Export demand is beginning to pick up as the UK becomes more price competitive. Although relative to previous years, it remains well behind pace. Potential supply shocks because of attacks on the port of Odessa and other ports on the Danube River, which are used to move grain to the Romanian port of Constanta, have left infrastructure badly damaged and could curtail Ukrainian export capabilities for some time. However, just how much pressure this will put on global supply remains to be seen, as Ukraine has materially increased its export capacity through road and rail routes since the war began. We are yet to see any significant tenders on the market from the large importers.

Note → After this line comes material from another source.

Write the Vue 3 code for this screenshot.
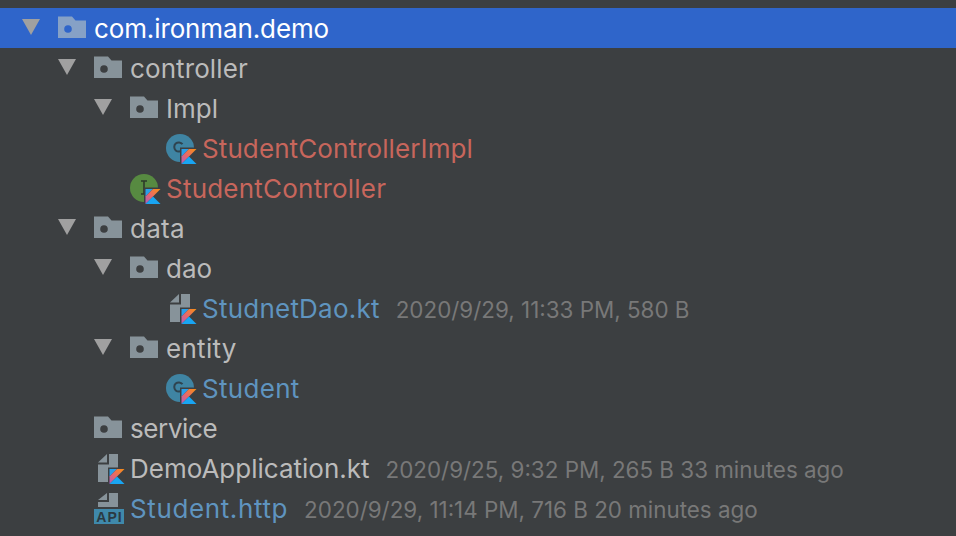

Please contact your farm trader to discuss grain marketing options. Managing risk in volatile markets is imperative and there are numerous options available. Find out more about Frontier's risk management offers here.
OILSEED RAPE
This week, the rapeseed market has lost around £15/t as the market reassesses the real impacts of the increased attacks on port infrastructure in the Black Sea region as reported in the wheat and barley sections. Harvest pressure and high levels of old crop stocks is also impacting the markets. Currently, the decrease in market values would suggest the trade is confident that there will be sufficient supply from all sources.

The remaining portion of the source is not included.